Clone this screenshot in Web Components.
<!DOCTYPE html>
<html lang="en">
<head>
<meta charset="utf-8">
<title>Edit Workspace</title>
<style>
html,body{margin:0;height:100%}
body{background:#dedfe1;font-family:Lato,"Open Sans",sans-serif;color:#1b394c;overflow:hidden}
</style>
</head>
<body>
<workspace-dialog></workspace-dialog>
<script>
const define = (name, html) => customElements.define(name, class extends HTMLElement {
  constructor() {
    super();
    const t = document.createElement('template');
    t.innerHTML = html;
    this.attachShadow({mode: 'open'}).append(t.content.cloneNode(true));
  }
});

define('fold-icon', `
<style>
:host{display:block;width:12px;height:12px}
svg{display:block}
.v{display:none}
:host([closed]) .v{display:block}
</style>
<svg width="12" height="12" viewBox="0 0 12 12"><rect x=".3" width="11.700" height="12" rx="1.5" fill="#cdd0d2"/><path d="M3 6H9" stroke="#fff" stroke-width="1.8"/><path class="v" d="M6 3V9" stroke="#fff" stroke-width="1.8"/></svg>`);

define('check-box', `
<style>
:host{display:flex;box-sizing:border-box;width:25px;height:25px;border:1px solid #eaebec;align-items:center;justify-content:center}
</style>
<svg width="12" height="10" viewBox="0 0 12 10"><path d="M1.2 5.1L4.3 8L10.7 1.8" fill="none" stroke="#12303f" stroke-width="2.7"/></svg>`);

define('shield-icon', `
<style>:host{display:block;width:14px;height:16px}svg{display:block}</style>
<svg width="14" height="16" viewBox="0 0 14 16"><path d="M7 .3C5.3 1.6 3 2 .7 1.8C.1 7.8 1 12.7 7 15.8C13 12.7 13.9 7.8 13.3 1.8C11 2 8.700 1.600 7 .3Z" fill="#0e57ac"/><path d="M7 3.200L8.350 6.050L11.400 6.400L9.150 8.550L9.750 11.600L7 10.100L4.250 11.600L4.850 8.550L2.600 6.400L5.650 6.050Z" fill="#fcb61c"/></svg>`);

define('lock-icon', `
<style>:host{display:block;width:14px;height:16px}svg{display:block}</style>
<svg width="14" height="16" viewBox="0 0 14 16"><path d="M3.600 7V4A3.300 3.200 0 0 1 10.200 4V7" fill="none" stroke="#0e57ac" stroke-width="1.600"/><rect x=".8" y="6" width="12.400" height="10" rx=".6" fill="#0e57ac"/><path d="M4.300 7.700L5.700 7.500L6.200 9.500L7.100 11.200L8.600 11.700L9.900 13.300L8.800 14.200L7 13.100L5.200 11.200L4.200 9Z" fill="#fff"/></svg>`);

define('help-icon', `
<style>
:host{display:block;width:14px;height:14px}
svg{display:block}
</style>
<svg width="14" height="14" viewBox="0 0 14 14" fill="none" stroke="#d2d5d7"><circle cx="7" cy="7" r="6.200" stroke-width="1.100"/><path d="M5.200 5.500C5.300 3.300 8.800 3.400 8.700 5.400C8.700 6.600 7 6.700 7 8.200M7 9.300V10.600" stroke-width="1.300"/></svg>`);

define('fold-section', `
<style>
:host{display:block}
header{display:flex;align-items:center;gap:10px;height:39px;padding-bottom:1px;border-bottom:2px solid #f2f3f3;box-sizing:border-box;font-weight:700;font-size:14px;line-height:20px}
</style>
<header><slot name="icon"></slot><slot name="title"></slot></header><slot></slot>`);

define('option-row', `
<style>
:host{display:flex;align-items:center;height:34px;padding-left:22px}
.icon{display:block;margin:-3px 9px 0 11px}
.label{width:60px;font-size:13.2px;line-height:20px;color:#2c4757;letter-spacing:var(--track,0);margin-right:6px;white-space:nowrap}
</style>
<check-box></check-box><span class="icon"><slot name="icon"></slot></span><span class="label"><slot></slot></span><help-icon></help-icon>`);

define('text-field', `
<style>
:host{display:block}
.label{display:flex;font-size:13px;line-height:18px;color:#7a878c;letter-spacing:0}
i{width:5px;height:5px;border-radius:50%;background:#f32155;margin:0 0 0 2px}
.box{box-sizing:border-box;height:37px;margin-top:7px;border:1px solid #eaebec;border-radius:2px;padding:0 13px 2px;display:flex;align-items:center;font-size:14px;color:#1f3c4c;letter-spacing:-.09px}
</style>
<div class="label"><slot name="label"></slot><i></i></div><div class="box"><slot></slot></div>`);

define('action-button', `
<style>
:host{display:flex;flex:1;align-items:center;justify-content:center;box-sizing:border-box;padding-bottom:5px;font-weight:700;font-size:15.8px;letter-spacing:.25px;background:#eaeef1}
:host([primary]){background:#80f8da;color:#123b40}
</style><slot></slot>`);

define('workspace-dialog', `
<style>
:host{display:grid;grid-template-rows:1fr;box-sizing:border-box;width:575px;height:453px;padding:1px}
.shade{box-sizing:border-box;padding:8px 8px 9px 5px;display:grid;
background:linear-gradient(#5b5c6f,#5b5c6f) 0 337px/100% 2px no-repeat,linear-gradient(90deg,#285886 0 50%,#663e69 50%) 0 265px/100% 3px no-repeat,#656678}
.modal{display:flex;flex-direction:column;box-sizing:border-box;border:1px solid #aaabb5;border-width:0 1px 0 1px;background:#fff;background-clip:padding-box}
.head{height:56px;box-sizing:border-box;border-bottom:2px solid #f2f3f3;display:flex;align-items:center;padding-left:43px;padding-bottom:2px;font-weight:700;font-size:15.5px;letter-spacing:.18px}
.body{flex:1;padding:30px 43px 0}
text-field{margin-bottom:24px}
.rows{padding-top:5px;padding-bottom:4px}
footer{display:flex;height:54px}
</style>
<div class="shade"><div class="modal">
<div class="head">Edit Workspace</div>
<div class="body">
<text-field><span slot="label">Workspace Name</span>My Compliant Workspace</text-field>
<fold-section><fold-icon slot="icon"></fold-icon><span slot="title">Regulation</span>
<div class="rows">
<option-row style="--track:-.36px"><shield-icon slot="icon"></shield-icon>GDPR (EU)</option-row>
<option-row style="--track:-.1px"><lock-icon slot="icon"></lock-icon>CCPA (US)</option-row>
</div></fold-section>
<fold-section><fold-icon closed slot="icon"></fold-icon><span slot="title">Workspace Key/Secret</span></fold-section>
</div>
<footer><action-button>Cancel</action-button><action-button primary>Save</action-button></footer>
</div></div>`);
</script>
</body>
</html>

==

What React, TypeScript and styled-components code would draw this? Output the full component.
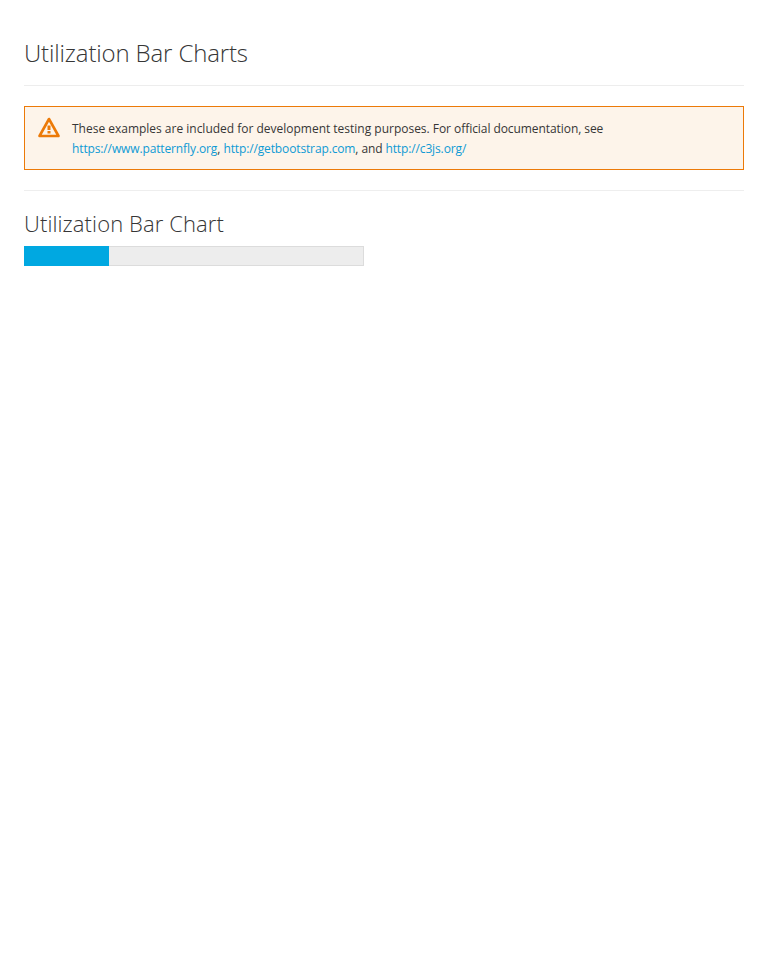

--

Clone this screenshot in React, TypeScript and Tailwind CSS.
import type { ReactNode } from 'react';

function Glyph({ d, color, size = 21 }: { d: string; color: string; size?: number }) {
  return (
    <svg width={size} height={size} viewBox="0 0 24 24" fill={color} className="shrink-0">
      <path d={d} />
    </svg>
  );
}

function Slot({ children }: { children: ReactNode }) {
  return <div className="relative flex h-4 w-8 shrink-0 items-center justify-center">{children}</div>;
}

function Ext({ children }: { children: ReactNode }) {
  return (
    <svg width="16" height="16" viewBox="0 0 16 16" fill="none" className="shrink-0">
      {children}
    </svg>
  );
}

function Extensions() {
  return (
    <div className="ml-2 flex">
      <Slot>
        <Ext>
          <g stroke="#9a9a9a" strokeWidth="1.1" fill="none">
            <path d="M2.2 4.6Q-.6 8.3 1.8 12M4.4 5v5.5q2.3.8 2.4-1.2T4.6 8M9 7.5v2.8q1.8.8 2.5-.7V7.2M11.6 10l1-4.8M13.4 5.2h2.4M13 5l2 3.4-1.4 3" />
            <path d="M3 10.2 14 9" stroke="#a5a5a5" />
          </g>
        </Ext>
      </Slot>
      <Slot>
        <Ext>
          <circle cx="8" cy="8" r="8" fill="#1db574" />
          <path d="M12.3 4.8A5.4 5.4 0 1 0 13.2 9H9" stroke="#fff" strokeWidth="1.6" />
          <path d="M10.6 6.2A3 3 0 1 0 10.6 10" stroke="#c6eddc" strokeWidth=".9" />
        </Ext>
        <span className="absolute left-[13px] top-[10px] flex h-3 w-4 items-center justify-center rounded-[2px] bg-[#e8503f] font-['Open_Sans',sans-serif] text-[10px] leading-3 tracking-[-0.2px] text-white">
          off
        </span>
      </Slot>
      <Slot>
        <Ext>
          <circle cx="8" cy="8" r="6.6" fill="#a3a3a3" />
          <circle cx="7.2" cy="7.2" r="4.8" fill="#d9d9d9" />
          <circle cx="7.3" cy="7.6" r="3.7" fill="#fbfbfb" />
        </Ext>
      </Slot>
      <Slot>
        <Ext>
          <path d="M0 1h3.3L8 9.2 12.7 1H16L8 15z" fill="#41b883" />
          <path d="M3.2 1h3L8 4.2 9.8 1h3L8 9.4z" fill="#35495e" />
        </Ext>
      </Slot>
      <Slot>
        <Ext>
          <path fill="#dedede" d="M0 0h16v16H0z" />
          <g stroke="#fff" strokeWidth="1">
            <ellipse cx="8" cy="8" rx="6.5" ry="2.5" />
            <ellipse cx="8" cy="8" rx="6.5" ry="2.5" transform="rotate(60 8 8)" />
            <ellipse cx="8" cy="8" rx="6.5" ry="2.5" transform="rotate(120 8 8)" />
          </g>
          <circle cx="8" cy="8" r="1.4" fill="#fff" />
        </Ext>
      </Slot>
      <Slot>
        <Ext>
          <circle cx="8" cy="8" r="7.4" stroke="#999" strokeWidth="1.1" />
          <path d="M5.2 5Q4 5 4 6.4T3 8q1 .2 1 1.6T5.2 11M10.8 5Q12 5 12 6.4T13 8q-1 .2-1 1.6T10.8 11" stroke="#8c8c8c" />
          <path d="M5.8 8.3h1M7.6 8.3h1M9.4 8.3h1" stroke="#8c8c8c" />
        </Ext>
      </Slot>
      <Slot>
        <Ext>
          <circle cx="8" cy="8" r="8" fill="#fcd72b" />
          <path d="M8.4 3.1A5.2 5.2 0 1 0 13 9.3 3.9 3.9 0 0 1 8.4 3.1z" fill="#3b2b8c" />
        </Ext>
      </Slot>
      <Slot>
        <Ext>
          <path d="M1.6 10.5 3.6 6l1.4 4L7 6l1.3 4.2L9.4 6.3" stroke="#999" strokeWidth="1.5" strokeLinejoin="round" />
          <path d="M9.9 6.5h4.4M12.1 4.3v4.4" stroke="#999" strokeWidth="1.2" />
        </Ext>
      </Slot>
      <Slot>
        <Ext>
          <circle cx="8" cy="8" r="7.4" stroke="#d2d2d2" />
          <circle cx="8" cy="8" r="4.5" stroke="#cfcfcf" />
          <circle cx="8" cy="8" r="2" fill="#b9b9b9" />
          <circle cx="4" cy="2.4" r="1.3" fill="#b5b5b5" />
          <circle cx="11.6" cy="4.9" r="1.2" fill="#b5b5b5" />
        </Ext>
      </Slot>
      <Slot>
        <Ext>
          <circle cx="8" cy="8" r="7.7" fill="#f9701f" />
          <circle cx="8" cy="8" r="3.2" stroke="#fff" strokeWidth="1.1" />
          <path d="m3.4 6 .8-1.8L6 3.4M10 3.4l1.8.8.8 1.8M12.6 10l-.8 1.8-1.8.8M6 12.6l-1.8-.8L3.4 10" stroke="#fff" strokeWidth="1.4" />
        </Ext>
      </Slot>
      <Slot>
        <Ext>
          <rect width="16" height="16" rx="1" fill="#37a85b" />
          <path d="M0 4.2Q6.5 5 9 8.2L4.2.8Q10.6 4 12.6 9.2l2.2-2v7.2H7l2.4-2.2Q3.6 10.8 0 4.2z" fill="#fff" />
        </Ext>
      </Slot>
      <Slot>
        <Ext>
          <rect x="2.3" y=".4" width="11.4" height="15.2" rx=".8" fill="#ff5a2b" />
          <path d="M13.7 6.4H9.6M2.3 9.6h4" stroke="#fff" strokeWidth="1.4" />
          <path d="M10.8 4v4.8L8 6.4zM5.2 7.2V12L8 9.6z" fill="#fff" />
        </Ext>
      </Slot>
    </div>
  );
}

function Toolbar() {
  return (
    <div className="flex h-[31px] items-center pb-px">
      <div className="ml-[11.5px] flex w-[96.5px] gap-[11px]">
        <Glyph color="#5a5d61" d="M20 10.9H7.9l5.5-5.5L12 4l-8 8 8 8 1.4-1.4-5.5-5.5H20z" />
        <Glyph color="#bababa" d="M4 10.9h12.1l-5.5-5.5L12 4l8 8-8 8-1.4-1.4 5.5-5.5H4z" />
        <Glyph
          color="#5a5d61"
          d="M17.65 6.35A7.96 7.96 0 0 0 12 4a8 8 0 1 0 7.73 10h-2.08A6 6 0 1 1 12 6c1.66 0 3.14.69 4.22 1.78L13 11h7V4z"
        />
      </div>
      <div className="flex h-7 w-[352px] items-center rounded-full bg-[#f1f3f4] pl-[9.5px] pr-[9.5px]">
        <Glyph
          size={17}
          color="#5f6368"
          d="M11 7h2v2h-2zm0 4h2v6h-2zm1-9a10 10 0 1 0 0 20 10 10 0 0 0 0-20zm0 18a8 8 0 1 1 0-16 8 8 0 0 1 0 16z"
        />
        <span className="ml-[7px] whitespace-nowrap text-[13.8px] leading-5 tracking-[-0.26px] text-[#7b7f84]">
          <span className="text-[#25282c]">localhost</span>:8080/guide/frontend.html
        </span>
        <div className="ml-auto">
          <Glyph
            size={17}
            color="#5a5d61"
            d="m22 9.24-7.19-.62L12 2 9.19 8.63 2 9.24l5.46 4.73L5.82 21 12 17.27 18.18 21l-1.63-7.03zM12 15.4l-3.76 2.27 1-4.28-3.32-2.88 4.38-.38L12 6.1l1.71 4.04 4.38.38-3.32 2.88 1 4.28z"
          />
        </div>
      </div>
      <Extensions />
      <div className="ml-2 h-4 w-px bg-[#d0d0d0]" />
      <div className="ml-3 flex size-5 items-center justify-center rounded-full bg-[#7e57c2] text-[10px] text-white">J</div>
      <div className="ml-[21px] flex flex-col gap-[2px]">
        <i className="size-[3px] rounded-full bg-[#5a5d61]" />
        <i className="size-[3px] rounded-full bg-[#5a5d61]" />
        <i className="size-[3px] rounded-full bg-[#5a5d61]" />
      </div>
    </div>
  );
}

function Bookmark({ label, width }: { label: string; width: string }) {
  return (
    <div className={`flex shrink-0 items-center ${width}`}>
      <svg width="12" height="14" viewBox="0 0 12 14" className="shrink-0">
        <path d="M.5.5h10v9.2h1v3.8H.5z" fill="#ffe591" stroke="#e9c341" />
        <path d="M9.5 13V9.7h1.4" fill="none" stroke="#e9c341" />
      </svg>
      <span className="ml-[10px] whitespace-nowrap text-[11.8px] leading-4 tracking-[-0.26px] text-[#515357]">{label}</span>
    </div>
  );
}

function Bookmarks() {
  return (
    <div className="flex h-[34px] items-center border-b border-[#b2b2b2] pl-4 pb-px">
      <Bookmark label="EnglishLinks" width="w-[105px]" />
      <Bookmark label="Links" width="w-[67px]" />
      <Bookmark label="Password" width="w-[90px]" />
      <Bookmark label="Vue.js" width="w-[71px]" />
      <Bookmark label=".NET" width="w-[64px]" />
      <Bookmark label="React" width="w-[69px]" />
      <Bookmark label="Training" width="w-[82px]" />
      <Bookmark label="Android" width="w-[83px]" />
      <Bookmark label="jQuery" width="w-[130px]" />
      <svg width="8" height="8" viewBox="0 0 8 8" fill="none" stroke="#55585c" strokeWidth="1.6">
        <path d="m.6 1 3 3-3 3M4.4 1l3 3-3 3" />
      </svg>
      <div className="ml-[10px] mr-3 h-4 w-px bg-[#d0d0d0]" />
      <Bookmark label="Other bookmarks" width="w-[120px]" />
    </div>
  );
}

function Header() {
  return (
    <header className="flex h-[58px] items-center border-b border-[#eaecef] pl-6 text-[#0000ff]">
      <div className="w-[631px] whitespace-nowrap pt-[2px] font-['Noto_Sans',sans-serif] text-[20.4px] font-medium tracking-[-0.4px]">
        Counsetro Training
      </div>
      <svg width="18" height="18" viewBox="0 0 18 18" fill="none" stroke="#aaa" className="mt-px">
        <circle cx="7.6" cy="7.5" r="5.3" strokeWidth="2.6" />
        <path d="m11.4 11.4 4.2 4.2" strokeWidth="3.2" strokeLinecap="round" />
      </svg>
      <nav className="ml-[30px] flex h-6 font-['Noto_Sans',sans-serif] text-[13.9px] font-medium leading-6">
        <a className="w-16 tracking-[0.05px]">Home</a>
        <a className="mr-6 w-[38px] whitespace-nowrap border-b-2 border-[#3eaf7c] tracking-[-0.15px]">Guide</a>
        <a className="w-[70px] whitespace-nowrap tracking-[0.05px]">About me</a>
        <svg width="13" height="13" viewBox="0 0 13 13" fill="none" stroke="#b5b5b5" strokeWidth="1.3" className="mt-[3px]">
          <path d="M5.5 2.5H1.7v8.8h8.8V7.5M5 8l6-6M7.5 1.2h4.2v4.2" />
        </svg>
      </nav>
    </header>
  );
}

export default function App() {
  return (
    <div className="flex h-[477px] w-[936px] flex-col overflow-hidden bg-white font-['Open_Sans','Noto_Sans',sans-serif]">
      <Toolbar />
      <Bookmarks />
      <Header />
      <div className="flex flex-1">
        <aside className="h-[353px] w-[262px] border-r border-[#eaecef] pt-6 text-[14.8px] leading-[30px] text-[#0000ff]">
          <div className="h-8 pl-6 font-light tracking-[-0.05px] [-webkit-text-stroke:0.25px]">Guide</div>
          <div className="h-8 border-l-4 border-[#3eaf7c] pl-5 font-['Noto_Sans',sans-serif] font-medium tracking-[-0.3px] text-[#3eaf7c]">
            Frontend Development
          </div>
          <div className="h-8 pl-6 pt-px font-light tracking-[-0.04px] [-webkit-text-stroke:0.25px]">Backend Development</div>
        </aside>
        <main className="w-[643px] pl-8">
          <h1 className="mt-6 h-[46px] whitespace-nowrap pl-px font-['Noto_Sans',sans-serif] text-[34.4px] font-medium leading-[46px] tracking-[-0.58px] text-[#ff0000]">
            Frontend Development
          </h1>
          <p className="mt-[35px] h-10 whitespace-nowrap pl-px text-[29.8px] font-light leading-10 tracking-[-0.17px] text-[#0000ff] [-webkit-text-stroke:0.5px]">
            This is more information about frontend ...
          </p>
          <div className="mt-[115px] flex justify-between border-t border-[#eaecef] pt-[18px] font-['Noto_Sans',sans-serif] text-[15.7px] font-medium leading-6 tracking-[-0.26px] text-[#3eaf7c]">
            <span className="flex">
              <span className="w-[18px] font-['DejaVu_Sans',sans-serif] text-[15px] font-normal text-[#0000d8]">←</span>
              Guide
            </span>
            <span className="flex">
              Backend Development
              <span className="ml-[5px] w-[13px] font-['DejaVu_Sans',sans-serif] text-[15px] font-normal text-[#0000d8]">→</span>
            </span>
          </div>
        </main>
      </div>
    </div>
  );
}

YOUR OBJECTIVE: In the records above, locate each line with the word "screenshot". Copy all such lines.

EXERCISE OUTPUT:
Clone this screenshot in Web Components.
Clone this screenshot in React, TypeScript and Tailwind CSS.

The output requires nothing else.